Coober Pedy

It’s been a bit of a tough run the last five days, and my body is feeling very worn out, but I’ve made it to Coober Pedy, a town of around 3,500 people best known for opal mining. It’s a dusty place, with no water or other natural resources, other than the opals. But it’s got two supermarkets, and I’m sleeping indoors for the first time in three weeks, since leaving Darwin. I felt I deserved it, after doing over 150km on three of the last five riding days.

I did consider the turnoff towards Uluru, but decided against it. I had looked at organised tours, but they were very expensive (says the man who’s used to $0.25 beers in China). But then when I stopped at the Erldunda roadhouse, and saw the major-league hotties who were on the tourbuses, with almost no guys, I did regret the decision…

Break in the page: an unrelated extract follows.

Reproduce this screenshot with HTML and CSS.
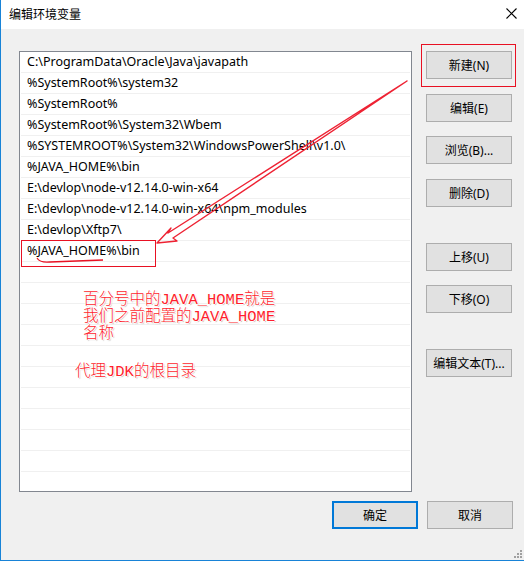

Otherwise it’s been long dull days – particularly coming down from Cadney Homestead to Coober Pedy. Huge open spaces, little or no vegetation, no mountains in the distance, no signs of human habitation apart from the road…it can be mentally tough. Add in tough head/cross winds, and the cold temperatures, it gets physically tough too.

I stopped at Marla on Saturday night – only $5.00 for a patch of grass, a warm shower and a swimming pool. It had a big bar, so I thought I would look into what happens on a big Saturday night. Men were walking around in cowboy boots and hats – it seems there’s no rule against wearing your hat indoors – with big belt buckles, and rather suspiciously clean-looking jeans. They were also affecting that cowboy walk – I didn’t realise you got that from riding quadbikes as well as horses. So I thought maybe it could get interesting, especially since the sign said the bar was open until “late.” As it turned out, “late” meant last orders at 20:40, bar closed at 21:00. Sigh. Back to the tent.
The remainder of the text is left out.